The war-party is assuredly right in affirming and reaffirming that the martial virtues, although originally gained by the race through war, are absolute and permanent human goods. Patriotic pride and ambition in their military form are, after all, only specifications of a more general competitive passion. They are its first form, but that is no reason for supposing them to be its last form. Men now are proud of belonging to a conquering nation, and without a murmur they lay down their persons and their wealth, if by so doing they may fend off subjection. But who can be sure that other aspects of one's country may not, with time and education and suggestion enough, come to be regarded with similarly effective feelings of pride and shame? Why should men not some day feel that it is worth a blood-tax to belong to a collectivity superior in any ideal respect? Why should they not blush with indignant shame if the community that owns them is vile in any way whatsoever?

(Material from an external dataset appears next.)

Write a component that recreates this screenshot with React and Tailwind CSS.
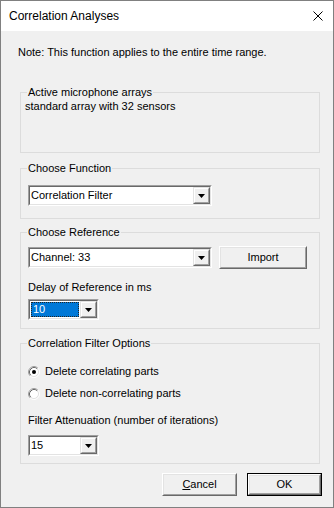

James showed considerably more insight into the horrors of war and the problem of glorifying it that Sleepy Mark did last Friday when he wrote in his essay:

There is something highly paradoxical in the modern man's relation to war. Ask all our millions [in America], north and south, whether they would vote now (were such a thing possible) to have our war for the Union expunged from history, and the record of a peaceful transition to the present time substituted for that of its marches and battles, and probably hardly a handful of eccentrics would say yes. Those ancestors, those efforts, those memories and legends, are the most ideal part of what we now own together, a sacred spiritual possession worth more than all the blood poured out. Yet ask those same people whether they would be willing in cold blood to start another civil war now to gain another similar possession, and not one man or woman would vote for the proposition.